> _RECORDED INFORMATION_:
○ ○ ○
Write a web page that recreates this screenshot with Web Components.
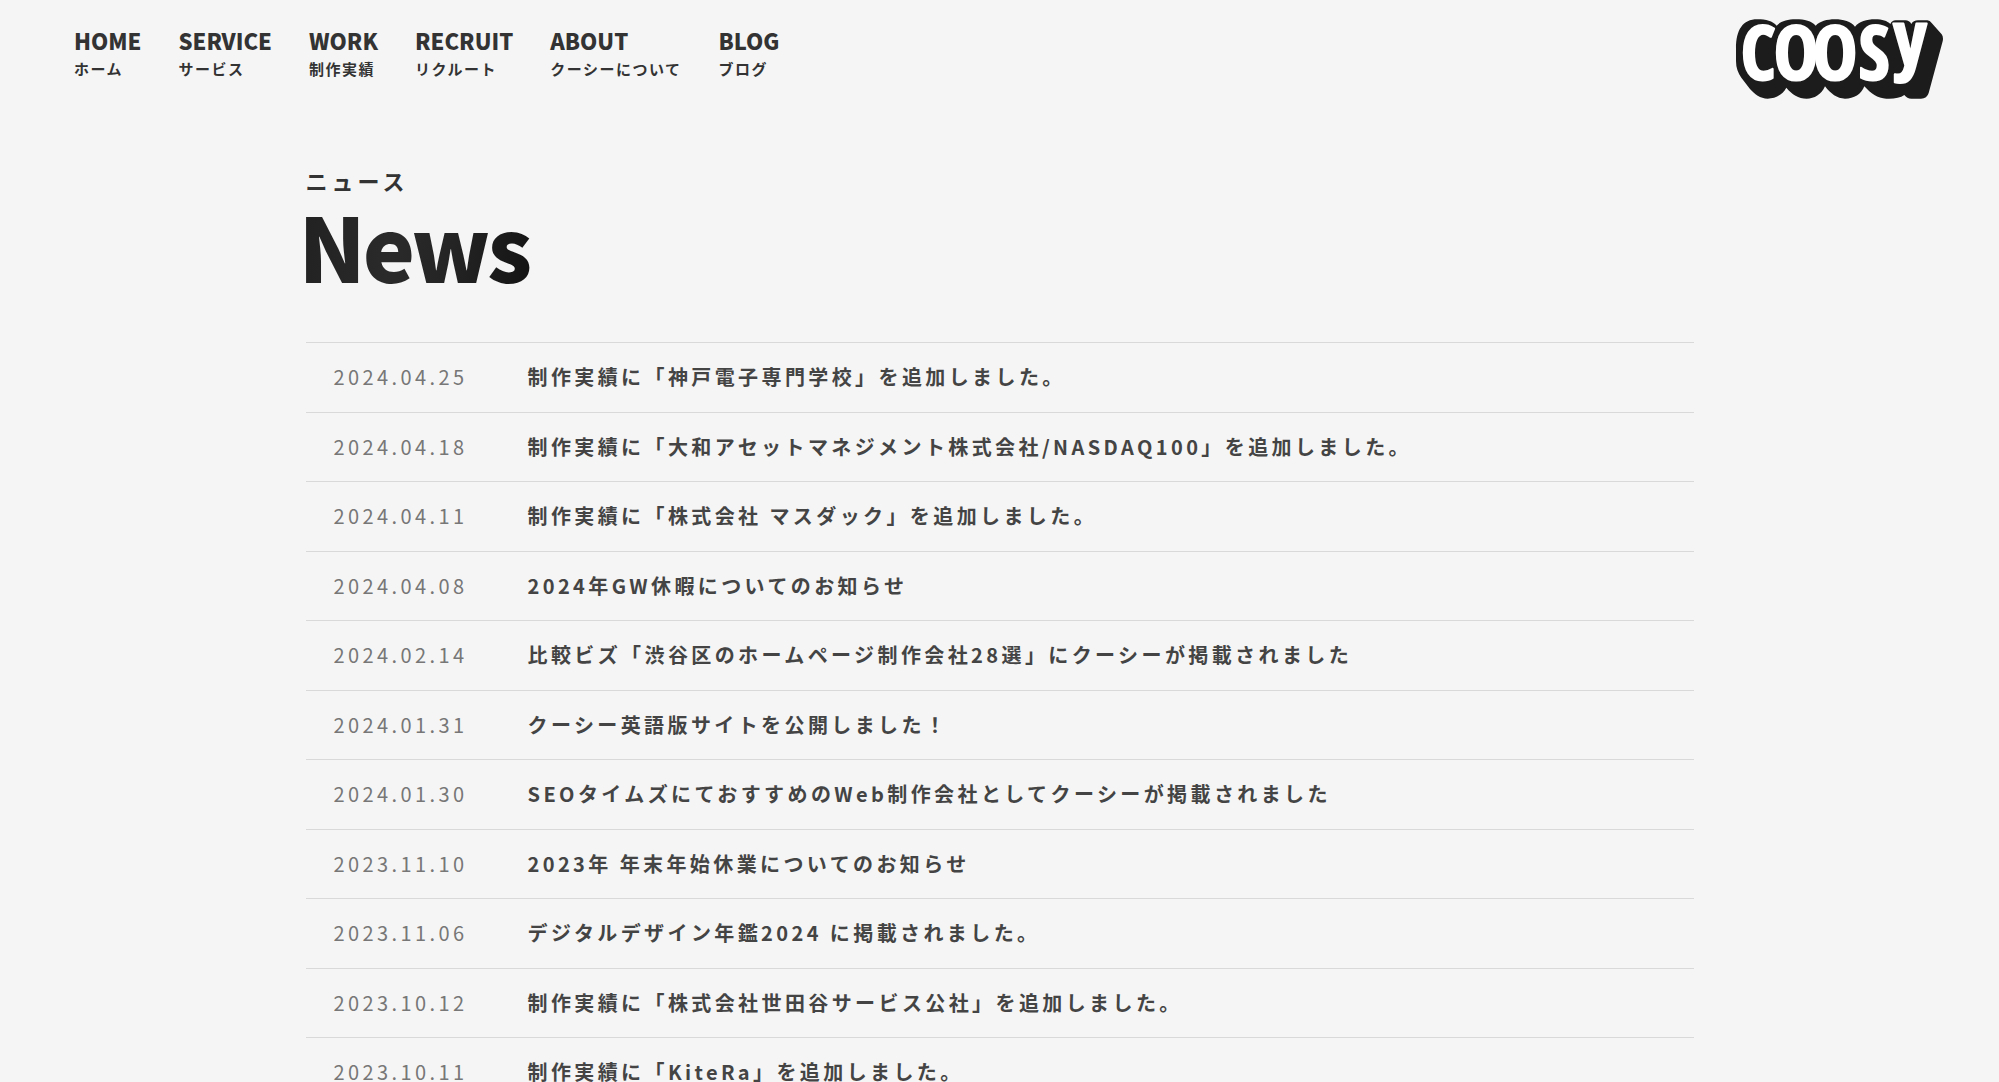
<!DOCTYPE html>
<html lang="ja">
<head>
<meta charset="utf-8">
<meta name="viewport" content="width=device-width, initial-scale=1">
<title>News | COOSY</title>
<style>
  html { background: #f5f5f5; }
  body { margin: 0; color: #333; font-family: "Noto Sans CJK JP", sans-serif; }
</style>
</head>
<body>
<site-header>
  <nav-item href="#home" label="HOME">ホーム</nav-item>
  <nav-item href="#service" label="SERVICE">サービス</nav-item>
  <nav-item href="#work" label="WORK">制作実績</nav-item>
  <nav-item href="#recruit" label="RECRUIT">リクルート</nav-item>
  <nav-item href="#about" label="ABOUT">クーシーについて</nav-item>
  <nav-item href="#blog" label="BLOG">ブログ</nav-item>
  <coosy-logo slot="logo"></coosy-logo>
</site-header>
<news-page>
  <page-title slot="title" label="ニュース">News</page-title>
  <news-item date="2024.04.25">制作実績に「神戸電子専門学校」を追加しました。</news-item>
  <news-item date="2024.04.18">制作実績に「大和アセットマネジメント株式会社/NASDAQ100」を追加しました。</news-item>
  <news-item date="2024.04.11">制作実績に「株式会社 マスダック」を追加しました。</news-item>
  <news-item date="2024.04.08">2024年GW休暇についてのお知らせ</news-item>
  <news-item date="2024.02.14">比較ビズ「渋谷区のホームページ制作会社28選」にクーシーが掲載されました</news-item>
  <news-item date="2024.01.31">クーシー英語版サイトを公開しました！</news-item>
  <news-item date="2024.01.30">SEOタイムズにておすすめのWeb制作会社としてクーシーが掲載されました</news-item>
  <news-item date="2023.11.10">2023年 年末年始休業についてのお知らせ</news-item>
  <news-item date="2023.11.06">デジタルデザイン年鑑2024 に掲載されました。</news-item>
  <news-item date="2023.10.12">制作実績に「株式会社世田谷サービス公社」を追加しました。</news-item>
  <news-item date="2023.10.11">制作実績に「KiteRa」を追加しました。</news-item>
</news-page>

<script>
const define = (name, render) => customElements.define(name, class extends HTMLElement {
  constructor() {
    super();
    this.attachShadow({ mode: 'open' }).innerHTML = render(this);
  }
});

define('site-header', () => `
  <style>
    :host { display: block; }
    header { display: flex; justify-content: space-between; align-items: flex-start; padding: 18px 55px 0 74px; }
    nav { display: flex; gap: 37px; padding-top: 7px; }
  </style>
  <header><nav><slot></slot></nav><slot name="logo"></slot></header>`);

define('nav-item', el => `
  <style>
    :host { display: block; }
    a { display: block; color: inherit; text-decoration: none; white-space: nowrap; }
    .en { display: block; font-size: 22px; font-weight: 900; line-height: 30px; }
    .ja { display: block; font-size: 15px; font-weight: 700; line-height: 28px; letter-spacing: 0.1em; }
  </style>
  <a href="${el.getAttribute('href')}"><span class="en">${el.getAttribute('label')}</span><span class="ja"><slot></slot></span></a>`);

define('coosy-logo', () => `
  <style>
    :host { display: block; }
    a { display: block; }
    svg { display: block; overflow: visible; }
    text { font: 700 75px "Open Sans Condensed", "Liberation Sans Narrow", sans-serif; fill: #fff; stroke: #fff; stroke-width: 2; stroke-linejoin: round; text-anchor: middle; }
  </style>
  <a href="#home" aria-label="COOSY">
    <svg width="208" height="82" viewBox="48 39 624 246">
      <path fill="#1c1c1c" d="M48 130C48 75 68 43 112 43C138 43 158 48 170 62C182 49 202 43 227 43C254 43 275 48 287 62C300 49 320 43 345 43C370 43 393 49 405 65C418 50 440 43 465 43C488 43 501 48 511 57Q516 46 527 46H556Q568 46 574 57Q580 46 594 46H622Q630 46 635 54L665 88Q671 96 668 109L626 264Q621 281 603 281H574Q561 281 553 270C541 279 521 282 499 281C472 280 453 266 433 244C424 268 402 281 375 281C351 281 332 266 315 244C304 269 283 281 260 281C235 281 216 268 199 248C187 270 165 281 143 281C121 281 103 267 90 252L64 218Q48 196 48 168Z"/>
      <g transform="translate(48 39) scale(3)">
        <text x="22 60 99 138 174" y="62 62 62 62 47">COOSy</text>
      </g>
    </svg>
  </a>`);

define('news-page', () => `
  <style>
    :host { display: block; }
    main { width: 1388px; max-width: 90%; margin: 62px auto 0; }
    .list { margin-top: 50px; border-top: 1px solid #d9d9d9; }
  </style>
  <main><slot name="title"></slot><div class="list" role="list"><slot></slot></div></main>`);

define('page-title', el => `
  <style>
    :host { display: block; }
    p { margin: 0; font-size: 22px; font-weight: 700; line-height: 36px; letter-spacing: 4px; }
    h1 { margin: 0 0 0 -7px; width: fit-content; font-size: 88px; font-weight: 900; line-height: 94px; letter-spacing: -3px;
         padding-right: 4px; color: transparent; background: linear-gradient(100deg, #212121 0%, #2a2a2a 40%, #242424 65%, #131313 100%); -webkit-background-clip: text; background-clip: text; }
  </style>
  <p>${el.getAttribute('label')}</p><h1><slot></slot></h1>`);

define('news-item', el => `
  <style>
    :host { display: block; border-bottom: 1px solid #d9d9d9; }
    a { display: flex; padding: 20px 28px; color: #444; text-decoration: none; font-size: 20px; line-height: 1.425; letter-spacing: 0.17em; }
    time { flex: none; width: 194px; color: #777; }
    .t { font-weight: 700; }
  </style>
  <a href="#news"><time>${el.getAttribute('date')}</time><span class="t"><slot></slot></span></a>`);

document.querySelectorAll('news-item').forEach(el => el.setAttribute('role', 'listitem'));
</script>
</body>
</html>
○ ○ ○
> _STATED GOAL_:
Images in the data above are to be skipped. Retype all other material exactly.

> _REPLY_:
Write a web page that recreates this screenshot with Web Components.
<!DOCTYPE html>
<html lang="ja">
<head>
<meta charset="utf-8">
<meta name="viewport" content="width=device-width, initial-scale=1">
<title>News | COOSY</title>
<style>
  html { background: #f5f5f5; }
  body { margin: 0; color: #333; font-family: "Noto Sans CJK JP", sans-serif; }
</style>
</head>
<body>
<site-header>
  <nav-item href="#home" label="HOME">ホーム</nav-item>
  <nav-item href="#service" label="SERVICE">サービス</nav-item>
  <nav-item href="#work" label="WORK">制作実績</nav-item>
  <nav-item href="#recruit" label="RECRUIT">リクルート</nav-item>
  <nav-item href="#about" label="ABOUT">クーシーについて</nav-item>
  <nav-item href="#blog" label="BLOG">ブログ</nav-item>
  <coosy-logo slot="logo"></coosy-logo>
</site-header>
<news-page>
  <page-title slot="title" label="ニュース">News</page-title>
  <news-item date="2024.04.25">制作実績に「神戸電子専門学校」を追加しました。</news-item>
  <news-item date="2024.04.18">制作実績に「大和アセットマネジメント株式会社/NASDAQ100」を追加しました。</news-item>
  <news-item date="2024.04.11">制作実績に「株式会社 マスダック」を追加しました。</news-item>
  <news-item date="2024.04.08">2024年GW休暇についてのお知らせ</news-item>
  <news-item date="2024.02.14">比較ビズ「渋谷区のホームページ制作会社28選」にクーシーが掲載されました</news-item>
  <news-item date="2024.01.31">クーシー英語版サイトを公開しました！</news-item>
  <news-item date="2024.01.30">SEOタイムズにておすすめのWeb制作会社としてクーシーが掲載されました</news-item>
  <news-item date="2023.11.10">2023年 年末年始休業についてのお知らせ</news-item>
  <news-item date="2023.11.06">デジタルデザイン年鑑2024 に掲載されました。</news-item>
  <news-item date="2023.10.12">制作実績に「株式会社世田谷サービス公社」を追加しました。</news-item>
  <news-item date="2023.10.11">制作実績に「KiteRa」を追加しました。</news-item>
</news-page>

<script>
const define = (name, render) => customElements.define(name, class extends HTMLElement {
  constructor() {
    super();
    this.attachShadow({ mode: 'open' }).innerHTML = render(this);
  }
});

define('site-header', () => `
  <style>
    :host { display: block; }
    header { display: flex; justify-content: space-between; align-items: flex-start; padding: 18px 55px 0 74px; }
    nav { display: flex; gap: 37px; padding-top: 7px; }
  </style>
  <header><nav><slot></slot></nav><slot name="logo"></slot></header>`);

define('nav-item', el => `
  <style>
    :host { display: block; }
    a { display: block; color: inherit; text-decoration: none; white-space: nowrap; }
    .en { display: block; font-size: 22px; font-weight: 900; line-height: 30px; }
    .ja { display: block; font-size: 15px; font-weight: 700; line-height: 28px; letter-spacing: 0.1em; }
  </style>
  <a href="${el.getAttribute('href')}"><span class="en">${el.getAttribute('label')}</span><span class="ja"><slot></slot></span></a>`);

define('coosy-logo', () => `
  <style>
    :host { display: block; }
    a { display: block; }
    svg { display: block; overflow: visible; }
    text { font: 700 75px "Open Sans Condensed", "Liberation Sans Narrow", sans-serif; fill: #fff; stroke: #fff; stroke-width: 2; stroke-linejoin: round; text-anchor: middle; }
  </style>
  <a href="#home" aria-label="COOSY">
    <svg width="208" height="82" viewBox="48 39 624 246">
      <path fill="#1c1c1c" d="M48 130C48 75 68 43 112 43C138 43 158 48 170 62C182 49 202 43 227 43C254 43 275 48 287 62C300 49 320 43 345 43C370 43 393 49 405 65C418 50 440 43 465 43C488 43 501 48 511 57Q516 46 527 46H556Q568 46 574 57Q580 46 594 46H622Q630 46 635 54L665 88Q671 96 668 109L626 264Q621 281 603 281H574Q561 281 553 270C541 279 521 282 499 281C472 280 453 266 433 244C424 268 402 281 375 281C351 281 332 266 315 244C304 269 283 281 260 281C235 281 216 268 199 248C187 270 165 281 143 281C121 281 103 267 90 252L64 218Q48 196 48 168Z"/>
      <g transform="translate(48 39) scale(3)">
        <text x="22 60 99 138 174" y="62 62 62 62 47">COOSy</text>
      </g>
    </svg>
  </a>`);

define('news-page', () => `
  <style>
    :host { display: block; }
    main { width: 1388px; max-width: 90%; margin: 62px auto 0; }
    .list { margin-top: 50px; border-top: 1px solid #d9d9d9; }
  </style>
  <main><slot name="title"></slot><div class="list" role="list"><slot></slot></div></main>`);

define('page-title', el => `
  <style>
    :host { display: block; }
    p { margin: 0; font-size: 22px; font-weight: 700; line-height: 36px; letter-spacing: 4px; }
    h1 { margin: 0 0 0 -7px; width: fit-content; font-size: 88px; font-weight: 900; line-height: 94px; letter-spacing: -3px;
         padding-right: 4px; color: transparent; background: linear-gradient(100deg, #212121 0%, #2a2a2a 40%, #242424 65%, #131313 100%); -webkit-background-clip: text; background-clip: text; }
  </style>
  <p>${el.getAttribute('label')}</p><h1><slot></slot></h1>`);

define('news-item', el => `
  <style>
    :host { display: block; border-bottom: 1px solid #d9d9d9; }
    a { display: flex; padding: 20px 28px; color: #444; text-decoration: none; font-size: 20px; line-height: 1.425; letter-spacing: 0.17em; }
    time { flex: none; width: 194px; color: #777; }
    .t { font-weight: 700; }
  </style>
  <a href="#news"><time>${el.getAttribute('date')}</time><span class="t"><slot></slot></span></a>`);

document.querySelectorAll('news-item').forEach(el => el.setAttribute('role', 'listitem'));
</script>
</body>
</html>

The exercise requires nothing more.